> _What this task involves_: Filter the records for lines holding the string "React".
####
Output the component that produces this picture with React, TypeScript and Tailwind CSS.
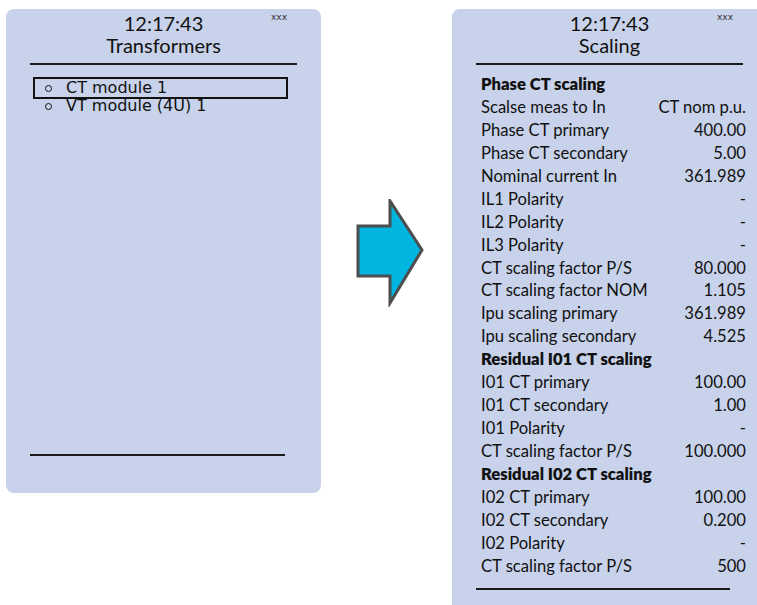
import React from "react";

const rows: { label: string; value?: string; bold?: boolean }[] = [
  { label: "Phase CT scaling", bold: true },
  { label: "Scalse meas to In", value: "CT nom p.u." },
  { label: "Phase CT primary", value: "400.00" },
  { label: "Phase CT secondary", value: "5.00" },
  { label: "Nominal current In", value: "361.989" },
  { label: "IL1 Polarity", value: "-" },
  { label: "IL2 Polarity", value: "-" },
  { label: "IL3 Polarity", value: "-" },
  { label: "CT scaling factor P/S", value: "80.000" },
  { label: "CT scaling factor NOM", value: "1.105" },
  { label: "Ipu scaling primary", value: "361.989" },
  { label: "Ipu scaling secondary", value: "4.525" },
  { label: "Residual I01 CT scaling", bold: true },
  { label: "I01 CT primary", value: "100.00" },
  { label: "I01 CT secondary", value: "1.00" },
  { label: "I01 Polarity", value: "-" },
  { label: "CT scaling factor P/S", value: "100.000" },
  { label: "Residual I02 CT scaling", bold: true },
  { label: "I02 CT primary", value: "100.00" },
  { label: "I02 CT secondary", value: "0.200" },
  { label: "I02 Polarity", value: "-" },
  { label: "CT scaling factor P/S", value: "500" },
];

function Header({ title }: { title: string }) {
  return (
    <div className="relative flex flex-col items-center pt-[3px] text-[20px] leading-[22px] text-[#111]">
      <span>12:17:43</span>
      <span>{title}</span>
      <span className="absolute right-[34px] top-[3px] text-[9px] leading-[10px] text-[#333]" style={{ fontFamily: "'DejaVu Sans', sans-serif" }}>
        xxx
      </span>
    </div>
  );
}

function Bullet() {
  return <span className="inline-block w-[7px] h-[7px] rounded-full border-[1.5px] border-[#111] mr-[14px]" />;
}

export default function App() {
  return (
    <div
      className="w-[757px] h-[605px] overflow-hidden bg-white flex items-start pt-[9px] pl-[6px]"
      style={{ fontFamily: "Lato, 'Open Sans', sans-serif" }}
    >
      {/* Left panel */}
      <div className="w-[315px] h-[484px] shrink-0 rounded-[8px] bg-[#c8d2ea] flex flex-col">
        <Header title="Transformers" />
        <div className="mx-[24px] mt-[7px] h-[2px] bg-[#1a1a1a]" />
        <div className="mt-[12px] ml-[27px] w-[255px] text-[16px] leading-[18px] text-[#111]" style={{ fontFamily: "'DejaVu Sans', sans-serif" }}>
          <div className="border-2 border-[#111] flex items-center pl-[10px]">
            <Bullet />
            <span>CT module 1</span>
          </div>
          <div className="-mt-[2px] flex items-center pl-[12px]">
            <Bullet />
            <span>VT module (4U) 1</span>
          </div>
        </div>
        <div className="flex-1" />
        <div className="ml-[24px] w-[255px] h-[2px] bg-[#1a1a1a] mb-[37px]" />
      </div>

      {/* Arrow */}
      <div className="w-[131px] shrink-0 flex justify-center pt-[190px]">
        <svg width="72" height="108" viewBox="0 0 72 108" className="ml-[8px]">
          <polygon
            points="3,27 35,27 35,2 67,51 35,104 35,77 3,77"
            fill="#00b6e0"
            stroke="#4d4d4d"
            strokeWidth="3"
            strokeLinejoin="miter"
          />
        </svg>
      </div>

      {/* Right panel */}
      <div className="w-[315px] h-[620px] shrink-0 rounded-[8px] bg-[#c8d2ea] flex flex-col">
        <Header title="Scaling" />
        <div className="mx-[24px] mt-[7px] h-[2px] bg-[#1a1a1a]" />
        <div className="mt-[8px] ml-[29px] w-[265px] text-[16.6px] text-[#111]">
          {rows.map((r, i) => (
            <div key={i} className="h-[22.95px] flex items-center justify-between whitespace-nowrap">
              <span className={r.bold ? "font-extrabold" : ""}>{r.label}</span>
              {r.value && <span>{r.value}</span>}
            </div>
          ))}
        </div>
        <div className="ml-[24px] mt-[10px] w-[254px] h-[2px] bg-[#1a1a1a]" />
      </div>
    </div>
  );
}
####
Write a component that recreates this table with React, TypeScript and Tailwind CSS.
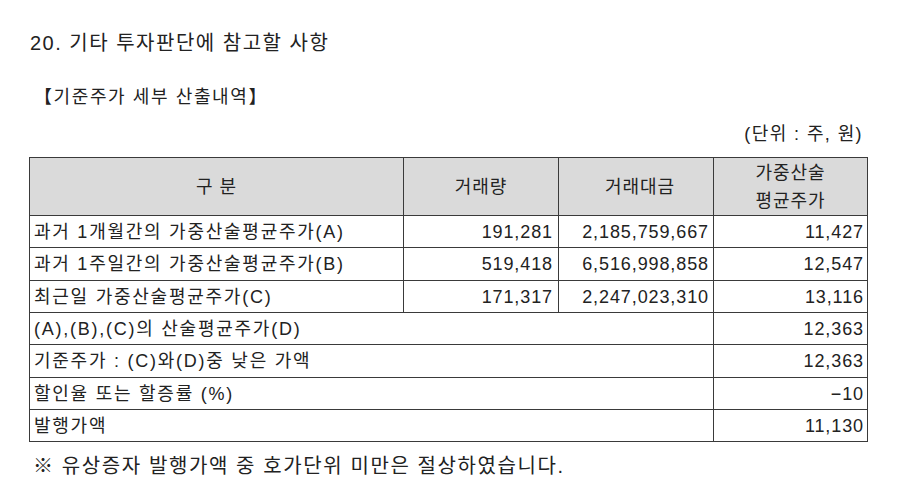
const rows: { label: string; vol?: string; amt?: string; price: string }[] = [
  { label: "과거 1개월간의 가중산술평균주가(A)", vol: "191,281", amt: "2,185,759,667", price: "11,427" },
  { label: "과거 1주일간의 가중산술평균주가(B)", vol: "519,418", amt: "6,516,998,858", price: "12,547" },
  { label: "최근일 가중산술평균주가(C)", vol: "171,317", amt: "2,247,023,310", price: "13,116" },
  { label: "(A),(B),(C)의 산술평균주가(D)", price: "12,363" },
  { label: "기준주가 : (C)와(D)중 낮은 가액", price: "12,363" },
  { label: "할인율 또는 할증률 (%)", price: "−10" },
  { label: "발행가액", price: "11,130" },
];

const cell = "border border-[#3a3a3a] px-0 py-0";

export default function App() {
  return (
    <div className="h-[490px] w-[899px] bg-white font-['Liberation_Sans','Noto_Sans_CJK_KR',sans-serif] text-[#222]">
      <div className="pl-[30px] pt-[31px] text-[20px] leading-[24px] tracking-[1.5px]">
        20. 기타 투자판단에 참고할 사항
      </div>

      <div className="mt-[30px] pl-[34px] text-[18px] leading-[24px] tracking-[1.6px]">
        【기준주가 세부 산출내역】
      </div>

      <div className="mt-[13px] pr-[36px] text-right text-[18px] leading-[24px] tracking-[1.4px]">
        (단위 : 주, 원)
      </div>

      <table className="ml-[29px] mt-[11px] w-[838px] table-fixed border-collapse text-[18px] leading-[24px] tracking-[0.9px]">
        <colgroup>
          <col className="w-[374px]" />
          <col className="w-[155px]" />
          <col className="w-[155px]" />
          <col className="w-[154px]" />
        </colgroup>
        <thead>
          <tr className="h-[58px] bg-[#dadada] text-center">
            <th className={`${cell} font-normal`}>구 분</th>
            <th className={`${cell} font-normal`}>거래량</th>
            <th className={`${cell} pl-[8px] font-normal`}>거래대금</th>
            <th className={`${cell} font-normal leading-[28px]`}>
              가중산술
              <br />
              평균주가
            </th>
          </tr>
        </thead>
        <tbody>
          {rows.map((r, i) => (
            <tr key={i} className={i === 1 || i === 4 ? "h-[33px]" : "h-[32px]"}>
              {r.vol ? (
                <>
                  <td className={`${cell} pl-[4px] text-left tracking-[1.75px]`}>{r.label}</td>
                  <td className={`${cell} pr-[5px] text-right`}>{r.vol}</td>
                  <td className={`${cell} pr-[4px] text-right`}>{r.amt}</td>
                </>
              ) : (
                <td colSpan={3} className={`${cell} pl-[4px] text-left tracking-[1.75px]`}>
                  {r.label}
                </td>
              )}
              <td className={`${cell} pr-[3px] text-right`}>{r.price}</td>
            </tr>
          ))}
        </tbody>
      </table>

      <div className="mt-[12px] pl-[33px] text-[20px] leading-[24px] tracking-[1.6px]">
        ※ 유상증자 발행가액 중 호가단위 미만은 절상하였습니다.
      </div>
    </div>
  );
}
####
> _Solution for this task_:
Output the component that produces this picture with React, TypeScript and Tailwind CSS.
import React from "react";
Write a component that recreates this table with React, TypeScript and Tailwind CSS.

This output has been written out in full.